A cursory look at the trade in the euro on Friday tells a predictable headline theme: The euro sinking on fears of a European breakup. But a headline rarely tells the whole story, and while it might be easy to jump to conclusions about Greece fears and the coincidental euro weakness, the idea that the euro is going to plummet if Greece abandons the common currency doesn’t make much theoretical sense ... unless you believe it would result in an overall collapse of the EMU. In fact, even if Portugal and Ireland were to follow Greece out the door, there is good theoretical reason to believe the euro might emerge a stronger and ultimately more valuable currency.
To be sure, Greece leaving the euro zone is going to spur fear-mongering over a collapse of the European Monetary Union in the short term. But Greece, Portugal, and Ireland have always been peripheral members of the EMU. They are not historically important to the creation of the EMU, and by size, they are relatively unimportant to the economic strength of the EU. Together, the "PIG" countries comprise roughly 8% of the population of the 17 euro zone countries and made up 6.2% of euro zone GDP in 2009. The loss of any one of these countries, or indeed all three, is not likely to cause a meaningful reduction in the amount of trade being conducted in euros, and it seems unlikely that Germany and France would abandon their commitment to the euro on the basis the currency being abandoned at the periphery.
Instead, a post-crisis euro might in fact look stronger for several reasons. First, the quantitative easing by another name being pursued under the European Financial Stability Fund would likely be replaced by debt restructuring, limiting expected future increases in the European money supply. Additionally, with the ECB freed from the constraint of having to promote employment and growth in the weak peripheral economies, there would be significantly more room for interest rate increases to fight inflation.
With the weak economies able to reflate their own economies by devaluation, there would seem little reason for the ECB to maintain negative short term real interest rates in the face of accelerating inflation and solid growth in the core euro zone countries. ECB officials have already been taking a more hawkish tone than the Federal Reserve, leading the euro on its upward march toward multi-year highs earlier last week. It is no secret that European monetary authorities would like to normalize monetary policy soon, and shedding the weak peripheral economies might just give them the opportunity to do so. If the interest rate differential between the euro and the dollar increases further as a result of an ECB rate hike, there will most likely be another leg higher for the euro as funds flow from dollars to euros in search of yield.
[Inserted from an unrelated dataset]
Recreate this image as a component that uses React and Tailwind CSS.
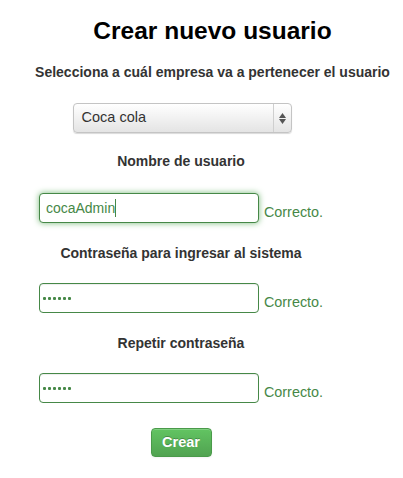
import React from 'react';

const green = 'text-[#468847]';

function Etiqueta({ children, className = '' }) {
  return (
    <p className={`text-[14px] leading-[20px] font-bold text-[#333333] ${className}`}>{children}</p>
  );
}

function Campo({ value, password, focused }) {
  return (
    <div className="flex items-end">
      <div
        className={`w-[220px] h-[30px] rounded-[4px] border border-[#468847] bg-white flex items-center px-[6px] ${
          focused ? 'shadow-[0_0_6px_#7aba7b]' : 'shadow-[inset_0_1px_1px_rgba(0,0,0,0.075)]'
        }`}
      >
        {password ? (
          <div className="flex gap-[2px] -ml-[3px]">
            {[0, 1, 2, 3, 4, 5].map((i) => (
              <span key={i} className="w-[3px] h-[3px] rounded-[1px] bg-[#468847]" />
            ))}
          </div>
        ) : (
          <span className={`text-[14px] ${green}`}>
            {value}
            <span className="inline-block w-[1px] h-[18px] bg-[#468847] align-[-4px]" />
          </span>
        )}
      </div>
      <span className={`ml-[5px] mb-[2px] text-[14.4px] leading-[18px] ${green}`}>Correcto.</span>
    </div>
  );
}

export default function App() {
  return (
    <div className="w-[403px] h-[478px] bg-white font-['Liberation_Sans',Arial,sans-serif]">
      <div className="pl-[22px] text-center">
        <h1 className="pt-[16px] text-[24.5px] leading-[30px] font-bold text-black">Crear nuevo usuario</h1>
        <p className="mt-[16px] text-[14px] leading-[20px] font-bold text-[#333333]">
          Selecciona a cuál empresa va a pertenecer el usuario
        </p>
      </div>

      <div className="w-[362px] flex flex-col items-center">
        <div className="mt-[21px] ml-[2px] w-[219px] h-[30px] rounded-[4px] border border-[#c4c4c4] bg-gradient-to-b from-white to-[#e4e4e4] shadow-[0_1px_1px_rgba(0,0,0,0.15)] flex items-center">
          <span className="flex-1 pl-[8px] text-[14.5px] text-[#333333]">Coca cola</span>
          <span className="w-[18px] h-full border-l border-[#cfcfcf] flex flex-col items-center justify-center gap-[1px]">
            <svg width="7" height="5" viewBox="0 0 7 5"><path d="M3.5 0L7 5H0z" fill="#555" /></svg>
            <svg width="7" height="5" viewBox="0 0 7 5"><path d="M0 0h7L3.5 5z" fill="#555" /></svg>
          </span>
        </div>

        <Etiqueta className="mt-[18px]">Nombre de usuario</Etiqueta>
        <div className="mt-[22px]">
          <Campo value="cocaAdmin" focused />
        </div>

        <Etiqueta className="mt-[20px]">Contraseña para ingresar al sistema</Etiqueta>
        <div className="mt-[20px]">
          <Campo password />
        </div>

        <Etiqueta className="mt-[20px]">Repetir contraseña</Etiqueta>
        <div className="mt-[20px]">
          <Campo password />
        </div>

        <button className="mt-[25px] w-[61px] h-[29px] rounded-[4px] border border-[#4a9a4a] bg-gradient-to-b from-[#62c462] to-[#51a351] text-white font-bold text-[14.5px] shadow-[inset_0_1px_0_rgba(255,255,255,0.2),0_1px_2px_rgba(0,0,0,0.05)] [text-shadow:0_-1px_0_rgba(0,0,0,0.25)]">
          Crear
        </button>
      </div>
    </div>
  );
}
While the Greece story will continue to make headlines and probably drive up the risk premium in the euro (i.e., weaker euro) in the short term, the long term impact of a smaller euro zone isn’t as straightforward as the headlines make it seem. As always, the currency markets are subject to a number of cross-currents, and Friday’s drop in the euro was more plausibly caused by the perceived economic strength in the U.S. on the back of a strong employment report. While the recent employment trends in the U.S. will be enough to convince the Fed not to renew QE2, there still seems little stomach among Fed officials to fight inflation in the face of tepid economic growth.
By contrast, the Europeans seem very uncomfortable with current interest rate policy and ready to raise rates at the earliest opportunity. A coordinated debt restructuring and trimming down of the euro zone might just provide that opportunity by shifting the burden of supporting peripheral economies to the national central banks. The euro that would be left behind would be backed by an ECB with significant inflation-fighting credibility offset by a small loss of market size. Given the state of global monetary affairs, it is hard to see how this could be viewed as a weakness while everyone else is racing to the bottom.